▸ WHAT IS REQUIRED: Write out the material exactly, leaving every picture behind.

▸ DATA LINES:
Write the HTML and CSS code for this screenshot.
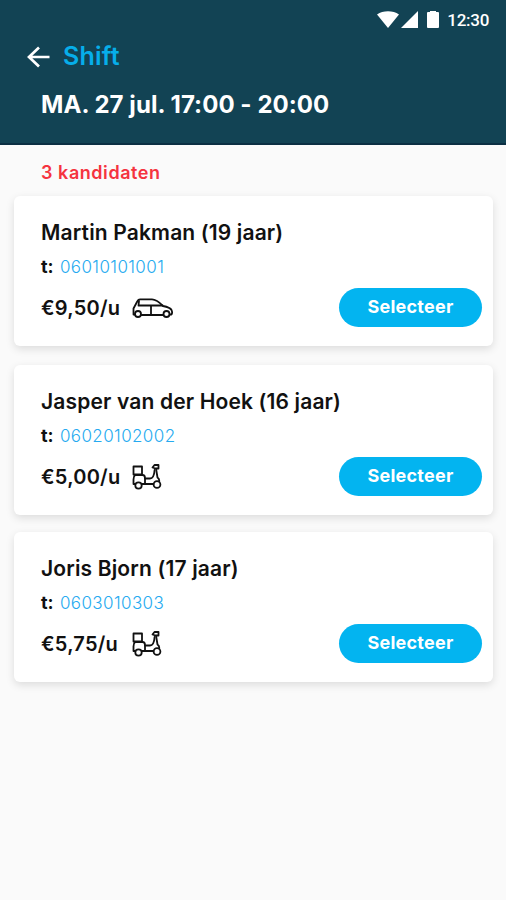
FILE: index.html
```
<!DOCTYPE html>
<html lang="nl">
<head>
    <meta charset="UTF-8">
    <meta name="viewport" content="width=device-width, initial-scale=1.0">
    <title>Shift</title>
    <link rel="stylesheet" href="styles.css">
</head>
<body>

    <!-- icons used more than once -->
    <svg class="defs" width="0" height="0">
        <symbol id="scooter" viewBox="0 0 30 26">
            <g fill="none" stroke="#111" stroke-width="1.8" stroke-linejoin="round" stroke-linecap="round">
                <path d="M1.5 2.5h8.500v8h-8.500z"/>
                <path d="M3 11h7.500c1.800 0 2.500 1.400 2.500 3.200v5.800h-3M3 20H1.500v-4.500c0-2 .5-3.500 1.500-4.500"/>
                <path d="M10 20h11.500M13 14.500h5c2.800 0 4.200-2.500 4.600-8.500"/>
                <path d="M20.500 3.500l2-2.500h4v3.500h-3zM24 4.500l1.500 9c1.200.8 1.800 2 1.800 3.500"/>
                <circle cx="6.500" cy="21.500" r="3.200"/>
                <circle cx="25" cy="20.500" r="3.400"/>
            </g>
        </symbol>
    </svg>

    <header class="header">
        <div class="status-bar">
            <svg class="wifi" viewBox="0 0 22 17"><path d="M0 3.500C6-.8 16-.8 22 3.500L11 17z"/></svg>
            <svg class="signal" viewBox="0 0 17 17"><path d="M17 0v17H0z"/></svg>
            <svg class="battery" viewBox="0 0 12 17"><path d="M3 0h6v1H11q1 0 1 1V16q0 1-1 1H1q-1 0-1-1V2q0-1 1-1h2z"/></svg>
            <span class="clock">12:30</span>
        </div>
        <div class="nav">
            <svg class="back" viewBox="0 0 24 22"><path d="M12 1.500L2 11l10 9.500M2 11h20.500"/></svg>
            <span class="nav-title">Shift</span>
        </div>
        <h1 class="date">MA. 27 jul. 17:00 - 20:00</h1>
    </header>

    <main class="content">
        <div class="count">3 kandidaten</div>

        <div class="card">
            <div class="name">Martin Pakman (19 jaar)</div>
            <div class="phone">t: <a>06010101001</a></div>
            <div class="bottom">
                <span class="price">€9,50/u</span>
                <svg class="car" viewBox="0 0 41 20">
                    <g fill="none" stroke="#111" stroke-width="1.8" stroke-linejoin="round" stroke-linecap="round">
                        <path d="M3 16.500H1.500v-6L5.500 3c.6-1.200 1.300-1.600 2.500-1.600h12c3 0 7.500 3 11 6.600 4 .8 7.500 2 8.500 4 .7 1.600.7 3.500 0 4.500H38"/>
                        <path d="M9 17h22"/>
                        <path d="M7 3L6.500 7.500h24M19 7.500V17"/>
                        <circle cx="6" cy="16" r="3"/>
                        <circle cx="34.500" cy="16" r="3"/>
                    </g>
                </svg>
                <button class="select">Selecteer</button>
            </div>
        </div>

        <div class="card">
            <div class="name">Jasper van der Hoek (16 jaar)</div>
            <div class="phone">t: <a>06020102002</a></div>
            <div class="bottom">
                <span class="price">€5,00/u</span>
                <svg class="scooter"><use href="#scooter"/></svg>
                <button class="select">Selecteer</button>
            </div>
        </div>

        <div class="card">
            <div class="name">Joris Bjorn (17 jaar)</div>
            <div class="phone">t: <a>0603010303</a></div>
            <div class="bottom">
                <span class="price">€5,75/u</span>
                <svg class="scooter"><use href="#scooter"/></svg>
                <button class="select">Selecteer</button>
            </div>
        </div>
    </main>

</body>
</html>
```
FILE: styles.css
```
* { box-sizing: border-box; }
body { margin: 0; min-height: 900px; background: #fafafa; color: #111; font-family: Inter, sans-serif; }
.defs { display: block; }

.header { height: 145px; background: #124354; border-bottom: 2px solid #0b2f43; color: #fff; }
.status-bar { display: flex; align-items: center; height: 39px; padding-right: 17px; justify-content: flex-end; }
.status-bar svg { fill: #fff; }
.wifi { width: 22px; height: 17px; margin-right: 2px; }
.signal { width: 17px; height: 17px; margin-right: 9px; }
.battery { width: 12px; height: 17px; margin-right: 8px; }
.clock { font: 500 17px/20px Roboto, sans-serif; letter-spacing: -0.3px; }

.nav { display: flex; align-items: center; height: 34px; padding-left: 27px; }
.back { width: 24px; height: 22px; margin: 2px 12px 0 0; fill: none; stroke: #fff; stroke-width: 2.7; }
.nav-title { color: #06aeea; font-size: 25px; line-height: 30px; font-weight: 600; letter-spacing: 0.2px; }
.date { margin: 17px 0 0 41px; font-size: 24px; line-height: 30px; font-weight: 700; letter-spacing: 0.05px; white-space: nowrap; }

.content { padding: 0 13px 0 14px; }
.count { height: 51px; padding: 17px 0 0 27px; color: #f5333f; font-size: 18px; line-height: 22px; font-weight: 600; letter-spacing: 0.55px; }

.card { height: 150px; margin-bottom: 19px; padding: 23px 11px 0 27px; background: #fff; border-radius: 6px; box-shadow: 0 3px 8px rgba(0, 0, 0, 0.12); }
.card + .card { margin-bottom: 17px; }
.name { font-size: 21px; line-height: 28px; font-weight: 600; letter-spacing: 0.15px; white-space: nowrap; }
.card:first-of-type .name { letter-spacing: 0.2px; }
.phone { margin-top: 7px; font-size: 18px; line-height: 26px; font-weight: 700; }
.phone a { margin-left: 2px; color: #25aaf0; font-size: 17px; font-weight: 300; letter-spacing: 0.4px; }
.bottom { display: flex; align-items: center; height: 39px; margin-top: 8px; }
.price { width: 91px; font-size: 20px; font-weight: 600; letter-spacing: 0.25px; }
.car { width: 41px; height: 20px; }
.scooter { width: 30px; height: 26px; }
.select {
    width: 143px; height: 39px; margin-left: auto; padding: 0 0 2px; border: 0; border-radius: 20px;
    background: #03b4f0; color: #fff; font-family: inherit; font-size: 18px; font-weight: 700; letter-spacing: 0.25px;
}
```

▸ RESPONSE TO THE TASK:
Write the HTML and CSS code for this screenshot.
FILE: index.html
```
<!DOCTYPE html>
<html lang="nl">
<head>
    <meta charset="UTF-8">
    <meta name="viewport" content="width=device-width, initial-scale=1.0">
    <title>Shift</title>
    <link rel="stylesheet" href="styles.css">
</head>
<body>

    <!-- icons used more than once -->
    <svg class="defs" width="0" height="0">
        <symbol id="scooter" viewBox="0 0 30 26">
            <g fill="none" stroke="#111" stroke-width="1.8" stroke-linejoin="round" stroke-linecap="round">
                <path d="M1.5 2.5h8.500v8h-8.500z"/>
                <path d="M3 11h7.500c1.800 0 2.500 1.400 2.500 3.200v5.800h-3M3 20H1.500v-4.500c0-2 .5-3.500 1.500-4.500"/>
                <path d="M10 20h11.500M13 14.500h5c2.800 0 4.200-2.500 4.600-8.500"/>
                <path d="M20.500 3.500l2-2.500h4v3.500h-3zM24 4.500l1.500 9c1.200.8 1.800 2 1.800 3.500"/>
                <circle cx="6.500" cy="21.500" r="3.200"/>
                <circle cx="25" cy="20.500" r="3.400"/>
            </g>
        </symbol>
    </svg>

    <header class="header">
        <div class="status-bar">
            <svg class="wifi" viewBox="0 0 22 17"><path d="M0 3.500C6-.8 16-.8 22 3.500L11 17z"/></svg>
            <svg class="signal" viewBox="0 0 17 17"><path d="M17 0v17H0z"/></svg>
            <svg class="battery" viewBox="0 0 12 17"><path d="M3 0h6v1H11q1 0 1 1V16q0 1-1 1H1q-1 0-1-1V2q0-1 1-1h2z"/></svg>
            <span class="clock">12:30</span>
        </div>
        <div class="nav">
            <svg class="back" viewBox="0 0 24 22"><path d="M12 1.500L2 11l10 9.500M2 11h20.500"/></svg>
            <span class="nav-title">Shift</span>
        </div>
        <h1 class="date">MA. 27 jul. 17:00 - 20:00</h1>
    </header>

    <main class="content">
        <div class="count">3 kandidaten</div>

        <div class="card">
            <div class="name">Martin Pakman (19 jaar)</div>
            <div class="phone">t: <a>06010101001</a></div>
            <div class="bottom">
                <span class="price">€9,50/u</span>
                <svg class="car" viewBox="0 0 41 20">
                    <g fill="none" stroke="#111" stroke-width="1.8" stroke-linejoin="round" stroke-linecap="round">
                        <path d="M3 16.500H1.500v-6L5.500 3c.6-1.200 1.300-1.600 2.500-1.600h12c3 0 7.500 3 11 6.600 4 .8 7.500 2 8.500 4 .7 1.600.7 3.500 0 4.500H38"/>
                        <path d="M9 17h22"/>
                        <path d="M7 3L6.500 7.500h24M19 7.500V17"/>
                        <circle cx="6" cy="16" r="3"/>
                        <circle cx="34.500" cy="16" r="3"/>
                    </g>
                </svg>
                <button class="select">Selecteer</button>
            </div>
        </div>

        <div class="card">
            <div class="name">Jasper van der Hoek (16 jaar)</div>
            <div class="phone">t: <a>06020102002</a></div>
            <div class="bottom">
                <span class="price">€5,00/u</span>
                <svg class="scooter"><use href="#scooter"/></svg>
                <button class="select">Selecteer</button>
            </div>
        </div>

        <div class="card">
            <div class="name">Joris Bjorn (17 jaar)</div>
            <div class="phone">t: <a>0603010303</a></div>
            <div class="bottom">
                <span class="price">€5,75/u</span>
                <svg class="scooter"><use href="#scooter"/></svg>
                <button class="select">Selecteer</button>
            </div>
        </div>
    </main>

</body>
</html>
```
FILE: styles.css
```
* { box-sizing: border-box; }
body { margin: 0; min-height: 900px; background: #fafafa; color: #111; font-family: Inter, sans-serif; }
.defs { display: block; }

.header { height: 145px; background: #124354; border-bottom: 2px solid #0b2f43; color: #fff; }
.status-bar { display: flex; align-items: center; height: 39px; padding-right: 17px; justify-content: flex-end; }
.status-bar svg { fill: #fff; }
.wifi { width: 22px; height: 17px; margin-right: 2px; }
.signal { width: 17px; height: 17px; margin-right: 9px; }
.battery { width: 12px; height: 17px; margin-right: 8px; }
.clock { font: 500 17px/20px Roboto, sans-serif; letter-spacing: -0.3px; }

.nav { display: flex; align-items: center; height: 34px; padding-left: 27px; }
.back { width: 24px; height: 22px; margin: 2px 12px 0 0; fill: none; stroke: #fff; stroke-width: 2.7; }
.nav-title { color: #06aeea; font-size: 25px; line-height: 30px; font-weight: 600; letter-spacing: 0.2px; }
.date { margin: 17px 0 0 41px; font-size: 24px; line-height: 30px; font-weight: 700; letter-spacing: 0.05px; white-space: nowrap; }

.content { padding: 0 13px 0 14px; }
.count { height: 51px; padding: 17px 0 0 27px; color: #f5333f; font-size: 18px; line-height: 22px; font-weight: 600; letter-spacing: 0.55px; }

.card { height: 150px; margin-bottom: 19px; padding: 23px 11px 0 27px; background: #fff; border-radius: 6px; box-shadow: 0 3px 8px rgba(0, 0, 0, 0.12); }
.card + .card { margin-bottom: 17px; }
.name { font-size: 21px; line-height: 28px; font-weight: 600; letter-spacing: 0.15px; white-space: nowrap; }
.card:first-of-type .name { letter-spacing: 0.2px; }
.phone { margin-top: 7px; font-size: 18px; line-height: 26px; font-weight: 700; }
.phone a { margin-left: 2px; color: #25aaf0; font-size: 17px; font-weight: 300; letter-spacing: 0.4px; }
.bottom { display: flex; align-items: center; height: 39px; margin-top: 8px; }
.price { width: 91px; font-size: 20px; font-weight: 600; letter-spacing: 0.25px; }
.car { width: 41px; height: 20px; }
.scooter { width: 30px; height: 26px; }
.select {
    width: 143px; height: 39px; margin-left: auto; padding: 0 0 2px; border: 0; border-radius: 20px;
    background: #03b4f0; color: #fff; font-family: inherit; font-size: 18px; font-weight: 700; letter-spacing: 0.25px;
}
```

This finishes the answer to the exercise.